GIVEN INSTRUCTION
Narrow the data below down to the lines containing "index".

DATA EXTRACT
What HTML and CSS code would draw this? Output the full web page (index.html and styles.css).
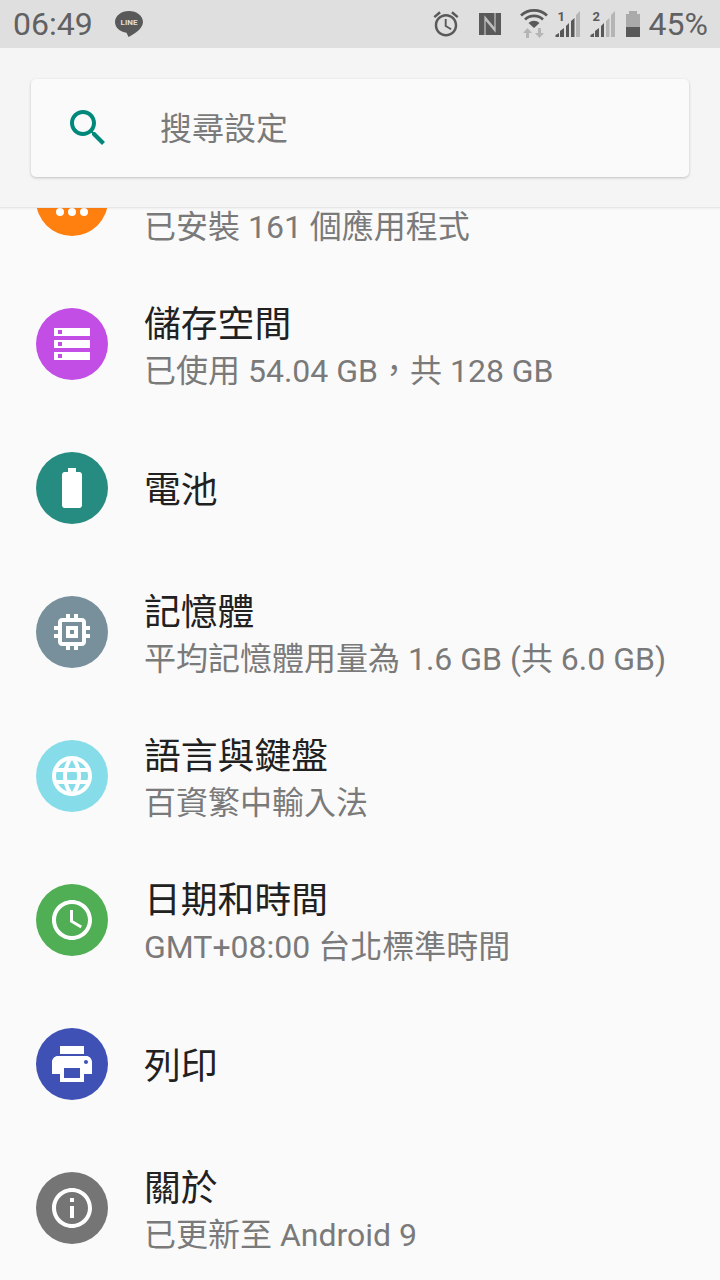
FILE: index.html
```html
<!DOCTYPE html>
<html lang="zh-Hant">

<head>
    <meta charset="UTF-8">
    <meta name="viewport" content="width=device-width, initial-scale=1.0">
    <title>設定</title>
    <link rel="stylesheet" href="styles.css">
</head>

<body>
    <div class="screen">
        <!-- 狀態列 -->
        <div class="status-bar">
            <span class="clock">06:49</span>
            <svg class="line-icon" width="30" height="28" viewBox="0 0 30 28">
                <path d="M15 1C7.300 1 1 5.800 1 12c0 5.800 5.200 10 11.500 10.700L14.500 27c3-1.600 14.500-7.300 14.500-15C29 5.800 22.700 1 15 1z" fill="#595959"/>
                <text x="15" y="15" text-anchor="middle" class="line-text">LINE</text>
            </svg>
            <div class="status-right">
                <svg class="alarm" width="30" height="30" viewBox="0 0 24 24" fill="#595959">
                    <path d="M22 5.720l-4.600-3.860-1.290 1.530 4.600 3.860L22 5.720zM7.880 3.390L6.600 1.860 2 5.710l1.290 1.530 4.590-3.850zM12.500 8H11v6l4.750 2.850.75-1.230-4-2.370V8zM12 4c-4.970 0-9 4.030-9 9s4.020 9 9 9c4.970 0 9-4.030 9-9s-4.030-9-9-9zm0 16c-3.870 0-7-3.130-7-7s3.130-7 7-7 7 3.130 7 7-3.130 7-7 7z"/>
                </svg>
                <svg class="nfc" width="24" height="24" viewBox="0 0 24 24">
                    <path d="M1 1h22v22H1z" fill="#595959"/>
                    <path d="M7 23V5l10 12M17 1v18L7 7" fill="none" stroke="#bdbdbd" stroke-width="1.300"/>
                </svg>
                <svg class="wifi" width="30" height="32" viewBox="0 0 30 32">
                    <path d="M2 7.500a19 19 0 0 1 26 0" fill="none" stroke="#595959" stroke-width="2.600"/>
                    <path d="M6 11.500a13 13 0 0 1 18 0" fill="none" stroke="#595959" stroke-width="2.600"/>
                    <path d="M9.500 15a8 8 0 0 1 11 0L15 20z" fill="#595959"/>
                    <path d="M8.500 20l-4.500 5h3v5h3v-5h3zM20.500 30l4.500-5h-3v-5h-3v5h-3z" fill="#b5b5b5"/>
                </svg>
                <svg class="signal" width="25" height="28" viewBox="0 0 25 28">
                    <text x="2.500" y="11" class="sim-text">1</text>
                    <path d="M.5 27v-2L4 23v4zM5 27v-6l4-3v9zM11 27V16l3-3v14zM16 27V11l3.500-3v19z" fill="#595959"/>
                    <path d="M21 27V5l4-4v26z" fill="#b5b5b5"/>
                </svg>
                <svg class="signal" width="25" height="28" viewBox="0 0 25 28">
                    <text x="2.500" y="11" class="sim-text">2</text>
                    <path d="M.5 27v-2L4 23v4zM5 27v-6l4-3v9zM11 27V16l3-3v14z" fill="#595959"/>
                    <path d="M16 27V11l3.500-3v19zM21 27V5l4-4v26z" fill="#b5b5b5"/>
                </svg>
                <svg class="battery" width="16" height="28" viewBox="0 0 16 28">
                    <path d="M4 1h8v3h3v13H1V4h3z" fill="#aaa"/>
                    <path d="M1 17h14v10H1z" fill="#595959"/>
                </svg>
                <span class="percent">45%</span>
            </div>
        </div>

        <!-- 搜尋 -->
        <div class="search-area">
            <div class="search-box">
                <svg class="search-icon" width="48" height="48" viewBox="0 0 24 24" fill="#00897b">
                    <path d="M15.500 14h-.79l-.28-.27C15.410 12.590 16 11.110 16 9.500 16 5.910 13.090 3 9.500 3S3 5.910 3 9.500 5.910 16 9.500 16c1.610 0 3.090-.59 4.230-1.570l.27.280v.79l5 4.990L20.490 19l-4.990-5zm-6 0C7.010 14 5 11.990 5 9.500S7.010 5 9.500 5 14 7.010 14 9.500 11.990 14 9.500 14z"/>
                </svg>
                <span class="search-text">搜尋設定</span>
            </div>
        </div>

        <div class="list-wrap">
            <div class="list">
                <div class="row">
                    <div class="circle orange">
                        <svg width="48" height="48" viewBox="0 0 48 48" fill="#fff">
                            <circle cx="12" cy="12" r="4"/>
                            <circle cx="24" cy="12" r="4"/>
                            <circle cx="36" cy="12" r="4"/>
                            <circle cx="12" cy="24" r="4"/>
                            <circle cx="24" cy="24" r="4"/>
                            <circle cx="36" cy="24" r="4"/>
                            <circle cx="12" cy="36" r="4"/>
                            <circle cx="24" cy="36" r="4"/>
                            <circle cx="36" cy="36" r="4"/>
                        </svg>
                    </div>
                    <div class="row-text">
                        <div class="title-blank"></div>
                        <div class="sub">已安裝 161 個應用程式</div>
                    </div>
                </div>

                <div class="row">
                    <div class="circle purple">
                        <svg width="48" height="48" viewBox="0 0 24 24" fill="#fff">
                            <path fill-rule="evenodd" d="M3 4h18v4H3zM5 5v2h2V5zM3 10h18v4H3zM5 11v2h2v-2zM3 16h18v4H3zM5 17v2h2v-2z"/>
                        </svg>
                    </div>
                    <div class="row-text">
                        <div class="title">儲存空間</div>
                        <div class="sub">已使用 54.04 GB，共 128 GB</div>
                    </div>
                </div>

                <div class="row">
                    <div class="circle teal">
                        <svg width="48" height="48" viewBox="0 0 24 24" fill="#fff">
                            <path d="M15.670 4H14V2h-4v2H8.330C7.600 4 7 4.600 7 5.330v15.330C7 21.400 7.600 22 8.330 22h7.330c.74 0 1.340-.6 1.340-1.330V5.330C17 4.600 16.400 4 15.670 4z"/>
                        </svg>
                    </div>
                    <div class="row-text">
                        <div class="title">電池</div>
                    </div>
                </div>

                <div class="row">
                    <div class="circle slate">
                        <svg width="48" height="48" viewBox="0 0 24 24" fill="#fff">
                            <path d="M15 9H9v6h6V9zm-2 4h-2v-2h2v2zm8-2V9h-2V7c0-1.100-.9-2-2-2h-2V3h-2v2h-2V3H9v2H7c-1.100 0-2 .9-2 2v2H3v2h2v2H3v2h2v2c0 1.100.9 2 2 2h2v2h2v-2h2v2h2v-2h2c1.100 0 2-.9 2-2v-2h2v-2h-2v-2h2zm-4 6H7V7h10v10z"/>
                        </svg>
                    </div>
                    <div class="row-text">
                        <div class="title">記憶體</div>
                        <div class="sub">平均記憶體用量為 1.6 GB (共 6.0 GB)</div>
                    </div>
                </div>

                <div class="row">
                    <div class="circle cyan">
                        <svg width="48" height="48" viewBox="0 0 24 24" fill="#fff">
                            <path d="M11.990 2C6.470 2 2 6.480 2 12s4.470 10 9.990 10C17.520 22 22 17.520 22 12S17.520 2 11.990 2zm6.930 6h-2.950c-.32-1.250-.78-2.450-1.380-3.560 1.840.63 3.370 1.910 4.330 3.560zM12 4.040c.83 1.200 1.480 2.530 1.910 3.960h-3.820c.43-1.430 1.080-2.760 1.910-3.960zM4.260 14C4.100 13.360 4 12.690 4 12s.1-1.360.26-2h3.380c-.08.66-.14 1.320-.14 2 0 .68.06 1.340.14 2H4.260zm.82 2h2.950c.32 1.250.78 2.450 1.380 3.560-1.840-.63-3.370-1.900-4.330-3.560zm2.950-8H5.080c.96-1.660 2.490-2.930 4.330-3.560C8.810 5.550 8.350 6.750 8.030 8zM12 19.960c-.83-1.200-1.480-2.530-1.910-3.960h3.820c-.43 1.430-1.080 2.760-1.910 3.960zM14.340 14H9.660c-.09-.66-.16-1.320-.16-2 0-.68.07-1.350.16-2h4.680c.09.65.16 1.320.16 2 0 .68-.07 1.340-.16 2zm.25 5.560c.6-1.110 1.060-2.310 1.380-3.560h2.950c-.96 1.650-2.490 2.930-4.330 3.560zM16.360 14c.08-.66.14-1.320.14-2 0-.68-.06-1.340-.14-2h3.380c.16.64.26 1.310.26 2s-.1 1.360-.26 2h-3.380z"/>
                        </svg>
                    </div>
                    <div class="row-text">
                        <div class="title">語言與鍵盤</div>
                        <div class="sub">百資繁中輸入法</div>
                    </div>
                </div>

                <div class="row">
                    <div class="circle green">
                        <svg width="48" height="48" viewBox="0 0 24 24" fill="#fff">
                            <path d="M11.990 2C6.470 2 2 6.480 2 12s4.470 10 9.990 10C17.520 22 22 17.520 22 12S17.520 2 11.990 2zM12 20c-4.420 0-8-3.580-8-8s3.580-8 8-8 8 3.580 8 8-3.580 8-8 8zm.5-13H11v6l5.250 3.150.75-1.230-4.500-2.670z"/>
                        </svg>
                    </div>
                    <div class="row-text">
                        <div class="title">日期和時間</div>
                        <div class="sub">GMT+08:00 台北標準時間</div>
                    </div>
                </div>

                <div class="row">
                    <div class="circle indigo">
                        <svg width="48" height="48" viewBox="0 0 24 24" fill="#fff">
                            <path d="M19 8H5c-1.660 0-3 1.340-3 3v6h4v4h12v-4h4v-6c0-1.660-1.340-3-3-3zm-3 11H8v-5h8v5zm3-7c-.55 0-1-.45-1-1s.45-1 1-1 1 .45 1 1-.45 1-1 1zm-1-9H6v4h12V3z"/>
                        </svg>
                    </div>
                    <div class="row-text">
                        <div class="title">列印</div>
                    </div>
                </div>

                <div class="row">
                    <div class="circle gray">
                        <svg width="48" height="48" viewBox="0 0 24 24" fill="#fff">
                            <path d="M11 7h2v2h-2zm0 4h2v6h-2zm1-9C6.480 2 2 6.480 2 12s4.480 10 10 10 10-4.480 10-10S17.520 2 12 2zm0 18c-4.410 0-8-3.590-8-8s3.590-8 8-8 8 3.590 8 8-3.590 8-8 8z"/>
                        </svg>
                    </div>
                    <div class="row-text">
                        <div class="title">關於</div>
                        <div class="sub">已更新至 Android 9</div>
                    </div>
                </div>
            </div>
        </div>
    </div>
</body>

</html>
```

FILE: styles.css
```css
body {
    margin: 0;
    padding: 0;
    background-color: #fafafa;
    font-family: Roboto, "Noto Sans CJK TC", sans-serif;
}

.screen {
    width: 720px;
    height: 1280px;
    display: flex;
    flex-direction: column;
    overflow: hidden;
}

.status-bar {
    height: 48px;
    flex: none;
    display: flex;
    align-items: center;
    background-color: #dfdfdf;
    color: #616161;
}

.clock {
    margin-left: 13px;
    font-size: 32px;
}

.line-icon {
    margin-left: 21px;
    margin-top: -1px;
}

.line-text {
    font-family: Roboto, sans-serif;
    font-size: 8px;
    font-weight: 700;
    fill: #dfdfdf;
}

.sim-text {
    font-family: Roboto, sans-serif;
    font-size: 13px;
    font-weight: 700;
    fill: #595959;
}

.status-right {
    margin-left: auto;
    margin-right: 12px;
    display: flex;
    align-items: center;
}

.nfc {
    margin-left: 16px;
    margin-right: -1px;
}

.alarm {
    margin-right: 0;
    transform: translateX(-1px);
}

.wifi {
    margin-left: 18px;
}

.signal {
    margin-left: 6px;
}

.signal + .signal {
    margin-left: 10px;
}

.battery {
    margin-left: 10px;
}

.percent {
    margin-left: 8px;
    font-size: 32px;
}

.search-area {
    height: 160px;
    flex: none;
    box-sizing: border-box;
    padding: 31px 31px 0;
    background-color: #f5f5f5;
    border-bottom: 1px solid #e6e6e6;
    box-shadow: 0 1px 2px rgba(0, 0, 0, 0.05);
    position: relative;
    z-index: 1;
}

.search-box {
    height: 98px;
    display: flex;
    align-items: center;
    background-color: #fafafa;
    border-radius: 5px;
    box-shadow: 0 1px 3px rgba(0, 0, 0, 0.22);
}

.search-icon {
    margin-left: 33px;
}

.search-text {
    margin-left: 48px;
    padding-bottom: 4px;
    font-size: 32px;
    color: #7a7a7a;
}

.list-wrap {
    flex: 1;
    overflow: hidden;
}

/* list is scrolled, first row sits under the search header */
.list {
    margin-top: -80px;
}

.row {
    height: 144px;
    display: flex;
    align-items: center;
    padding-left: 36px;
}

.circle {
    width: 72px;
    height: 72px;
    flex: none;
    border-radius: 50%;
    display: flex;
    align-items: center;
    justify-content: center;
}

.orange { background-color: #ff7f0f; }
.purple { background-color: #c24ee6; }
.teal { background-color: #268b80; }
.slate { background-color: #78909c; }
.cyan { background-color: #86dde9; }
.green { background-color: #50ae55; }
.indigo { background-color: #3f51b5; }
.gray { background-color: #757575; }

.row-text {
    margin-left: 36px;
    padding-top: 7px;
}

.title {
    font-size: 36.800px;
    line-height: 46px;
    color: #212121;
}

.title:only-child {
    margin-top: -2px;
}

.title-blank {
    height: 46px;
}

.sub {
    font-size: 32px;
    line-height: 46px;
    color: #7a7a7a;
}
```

--

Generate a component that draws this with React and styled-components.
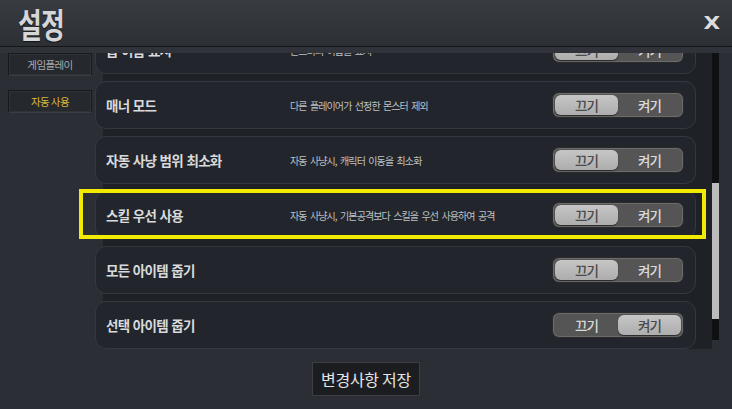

SOLUTION FOR THIS PROBLEM
What HTML and CSS code would draw this? Output the full web page (index.html and styles.css).
FILE: index.html
    z-index: 1;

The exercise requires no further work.